Through different methodological approaches they opened up a doctrinal debate on “tradition”, focusing on its various dimensions and individual realities. The environment, architecture and landscapes, archaeology, philology and linguistics, religion and literary studies (based on both written sources and memories), anthropology and ethno-anthropology, all converged in this new trend to meet and draw new cultural pictures. Moralising accounts, fine descriptions, erudite reports, evocative historical chronicles, social-anthropological analyses lavishly illustrated this vast world and its past, inhabitants and costumes. Finely chiselled personalities emerged from the dust of legend, and animated chronicles and historical accounts with the many challenges they had to face and confront with vis-à-vis an ever impending Europe, an increasingly strategically dominant United States and an increasingly westernised modernity.

These studies assumed considerable importance. One point they had in common:  the debate centred round one special equation, that it to say “identity vs. modernity”. By the end of the last century this issue had given life to a new and no less controversial debate.

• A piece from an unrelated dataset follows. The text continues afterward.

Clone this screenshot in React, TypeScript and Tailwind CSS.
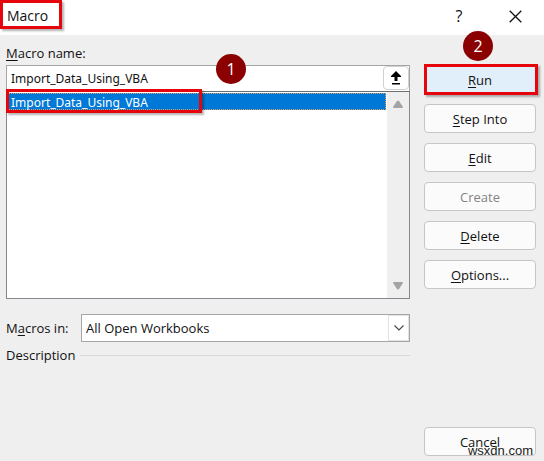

At that point, history dissociated itself from the dominant geopolitical, geo-strategic and economic culture. With a speculative lucidity, it abandoned any purely theoretical and virtual position, that often denies scientific value to “history” and historiography in particular, in favour of a more pragmatic approach. The most relevant studies began to move along a multidisciplinary and interdisciplinary approach, which views the study of regional history without neglecting the albeit many facets of its reality, and its traditional and complex structure. Rather, they viewed the diversity and multiplicity of historical facts and depicted them always bearing in mind the broader “global” framework and context. The “material culture” comes in, not so much and no longer as an alternative and atheistic approach to history and  the universe (as it was only a few decades ago), but as a key to the understanding of facts and events, a no less precious clue to the re-reading of literature and all available sources through rational deduction from texts.

Here, the Mahdism teachings, theories and culture enter.

Undoubtedly, the intellectual world is facing a new historiographical debate, a debate into which the Islamic world has also entered and plays a central role. Knowledge and the vision of  the world and its new order are translated into a new philosophy of culture and history. Rationality, historicity of scientific knowledge, nature and experience, nature and human ratio, science and ethics, science and its language, dialogue and the great monotheistic religions and/or Messianic doctrines, revolution and power, politics, force and its use…these are among the main themes most discussed and heard of  also in the traditional culture of the ordinary people.

This millennium’s new age is moving its steps within this new cultural dimension and is also witnessing a new phenomenon, that is to say  a “global history”. It takes form. And the so far undisputed scientific and technological superiority of the West must once again confront itself with generational gaps and contradictions, must confront itself with a new re-reading of its own culture and philosophy. Hence, on this precise stage and behind the screen of Huntington’s “clash of civilizations”, the West and its destiny – with its eternal dialectic between economics and society, between society and religion, between formal ratio and the relativity of cultures, its antitheses between culture and civilisations – provoke further reflections. Such considerations place at the heart of this new debate “the crisis of Western civilization”,  which, with the end of the Cold War and the bio-technological revolutions, has to re-think its own speculative parameters, its traditional paradigms and models of Universe and Cosmos, Mankind and Statehood, Society and Power. In the eyes of this new intellectual trend, the West appears to have lost (or eliminated) its spirituality and spiritual values, merging all its forms in the material and economic dimension of life. It is a West which, in the eyes of most people, is decidedly new and different to that of the past, a West which Islam can counter with new cultural challenges and systemic-structural answers.

 The importance of  history as the discipline capable of enhancing “our knowledge of Man” had already been stressed by Fu’ad al-Shayb in the course of a Seminar held in Cairo in the nineteen-seventies of the last century, when he stated that the existence of a conflicting approach to the study of history “is a healthy sign” that ought to be encouraged.  Muslim cultural debate is by now privileging such new methodological lines. History can no longer be a recurrent event, representing  itself endlessly as if it resembled a concatenation of birth and death, love and hatred, fear and revenge, battle and truce. To write history is a sort of pioneering adventure, a conquest. Seen in this light, human civilisation – in all its varied spiritual and material aspects – becomes a succession of experiences and their cross-fertilisation, a mimesis of ideas and opinions, bringing together researchers and scholars. Consequently, human progress can be seen also as a transcendental-dialectical movement, full of premises and benefits. In this scheme of things, history does not represent the usurpation of God’s sovereignty and legitimacy, unassailably placed beyond the realm of human endeavour. Having man as its subject, history has to be the biography of a constant struggle to overcome human nature, to read and understand the past in order to live the present and plan the future, to explore other philosophical theories of history and work out the modalities of rejecting any “clash of civilizations” and develop a better, mutual understanding.